Quando, porém, um amigo seu, Cardeal Barberini assumiu o sólio pontifício, com o nome de Urbano VIII, Galileu começou novamente a propagar as suas ideias. Desta vez, nem uma advertência do Papa fez com que ele se calasse. No livro “Diálogo sobre os dois principais sistemas do mundo”, de 1632, ele assinou a sua sentença. O astrônomo colocava na boca de Simplício, a personagem mais idiota da obra, a tese do Papa Urbano VIII, a saber: a de que o heliocentrismo não passava de uma teoria. Denunciado novamente à Inquisição, Galileu foi julgado por São Roberto Belarmino, que pôs um fim à história. O cardeal deixava bem claro que, enquanto não fossem mostradas provas contundentes da teoria heliocêntrica, era melhor que fosse tratada como simples hipótese, já que criava um aparente problema com a exegese de alguns trechos bíblicos. Para o santo, estava bem claro que a fé e a ciência não se podem contradizer, já que o Deus que Se revela nas Sagradas Escrituras é o mesmo que Se revela nas verdades acessíveis pela luz da razão. Enquanto não houvesse respaldo para a teoria de Galileu, porém, era melhor que ele deixasse de difundi-la.

Ainda que a contragosto, então, Galileu permaneceu em silêncio e foi condenado ao cárcere domiciliar, até o fim da vida. Ao contrário do que dizem muitos, o físico não foi queimado na fogueira. Uma tese recente joga uma nova luz no caso Galileu, sustentando que a sua adesão ao heliocentrismo foi, na verdade, a mais branda das acusações que pesavam contra ele. O fato de o astrônomo insinuar que as qualidades dos objetos estavam antes no sujeito que conhece que nos objetos propriamente ditos, parecia, a muitos teólogos, um problema para o dogma da transubstanciação. Uma controvérsia nessa seara seria muito pior para Galileu. Responder somente à acusação de copernicanismo foi, portanto, a opção de Urbano VIII para “poupar” Galileu de uma retaliação mais severa por parte da Igreja.

A lenda negra da Inquisição

No século XIX, a visão popular da Inquisição já era bem diferente. Uma novela gótica intitulada The Monk, de autoria de Matthew Gregory, dava conta de um interrogatório inquisitorial tenebroso, que acontecia dentro de uma sala escura, com cortinas cerradas, homens encapuzados, velas acesas, instrumentos de tortura à mostra e, ao fundo, um grande crucifixo. E, embora nada disso correspondesse de fato à verdade histórica, foi a imagem que predominou por muito tempo a respeito dos tribunais do Santo Ofício.

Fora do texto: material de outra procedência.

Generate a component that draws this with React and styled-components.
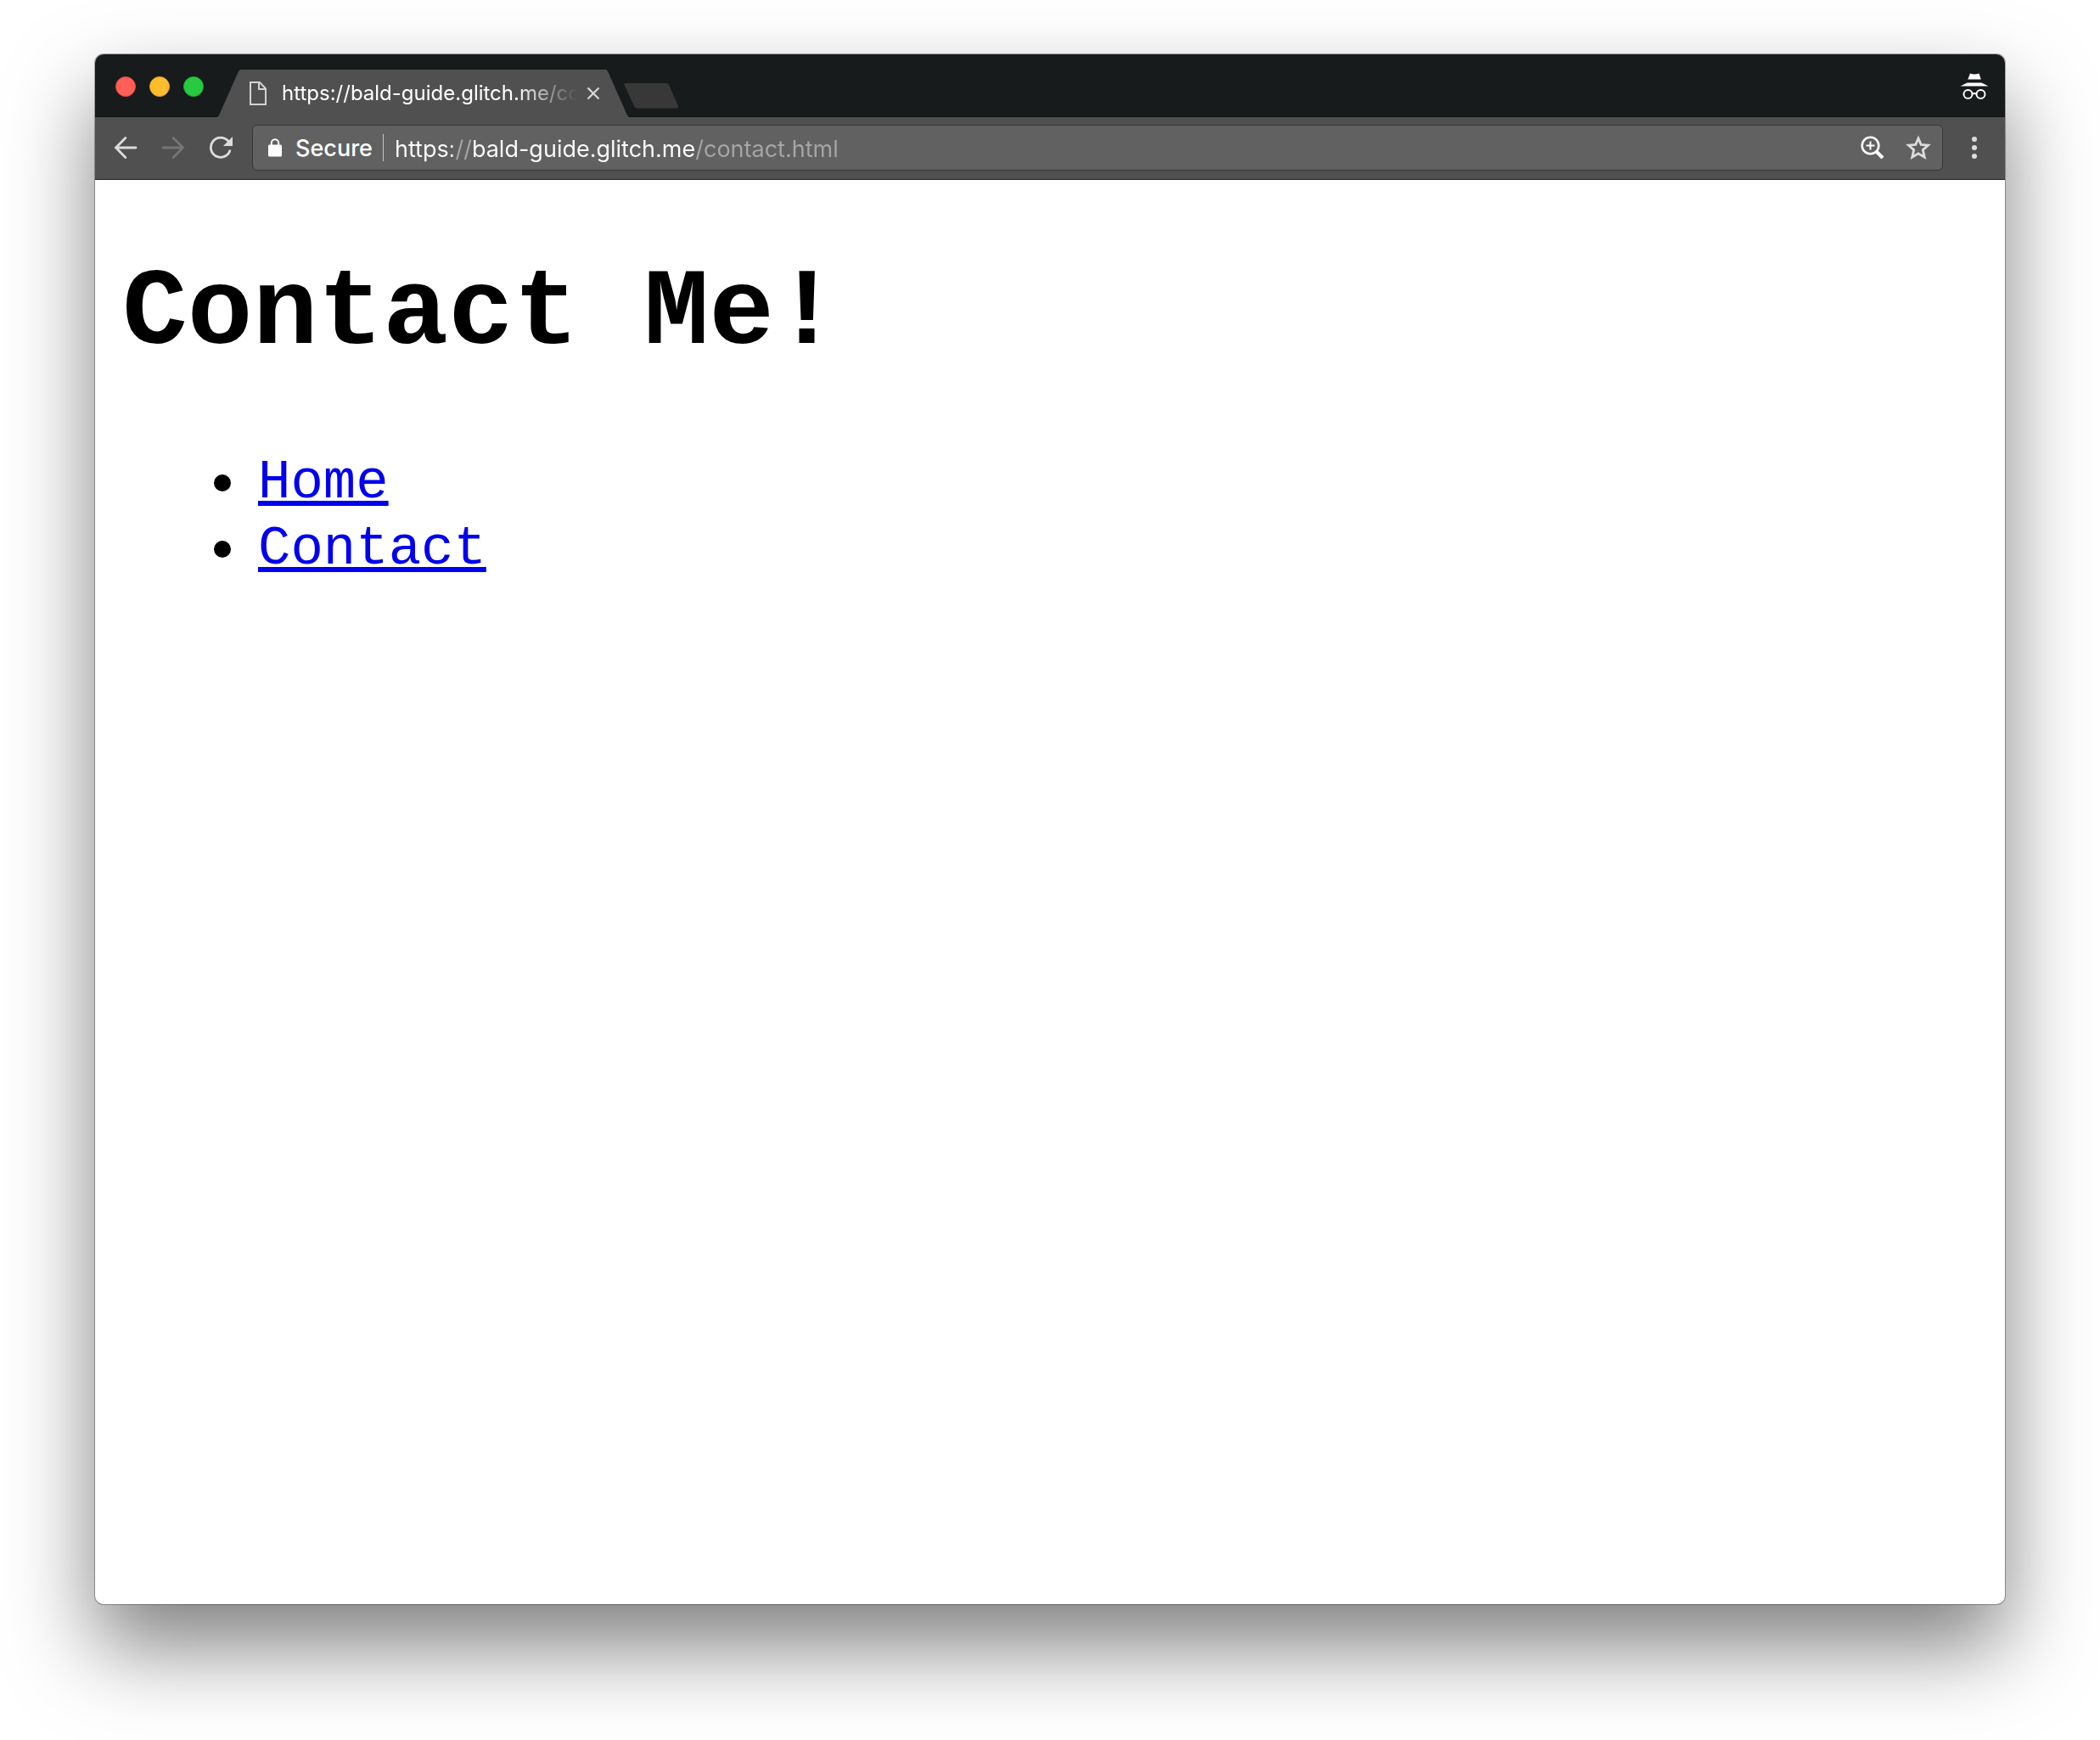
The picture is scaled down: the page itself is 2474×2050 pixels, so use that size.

O mito da Inquisição surgiu com o protestantismo. No afã de dar uma origem mais antiga à sua recém-inventada religião, Martinho Lutero, João Calvino e os reformadores protestantes subsequentes começaram a recontar a história do cristianismo. Nessa nova leitura dos acontecimentos, o Império Romano teria aparelhado a religião dos primeiros Apóstolos, fazendo da Igreja de Roma o braço direito do Imperador, que matava e perseguia os verdadeiros cristãos. 

A história do Santo Ofício – bem como de toda a era medieval – mostra como não é possível governar um povo sem Deus. Quando Ele é destronado, funda-se a religião do próprio homem, que passa a ser a medida de todas as coisas. Em termos práticos, portanto, não há “Estado laico”. Tirado Deus do centro de gravidade, é o ser humano quem assume o seu lugar, institucionalizando a idolatria de si próprio. A Igreja Católica não advoga que a religião deva ser imposta pelo Estado a toda a população. Ela tem consciência de que “crer é ato da vontade” e de que não se pode obrigar ninguém a aceitar a fé pelo uso da força.

O que se conclui é que a Inquisição não é necessária por si mesma, mas tornou-se fundamental, em seu tempo, para conter a ingerência do poder estatal sobre assuntos religiosos. Absolutamente necessário, ao invés, é que o Evangelho reine nos corações, para que, então, Nosso Senhor Jesus Cristo possa reinar na sociedade, nos Estados e na assembleia das nações. A Igreja Católica não quer o poder político, porque sua missão fundamental da Esposa de Cristo é salvar as almas, converter os espíritos dos governantes e torná-los pessoas tementes a Deus. Foi assim que ela construiu a Civilização Ocidental – e é também esse o caminho para restaurá-la.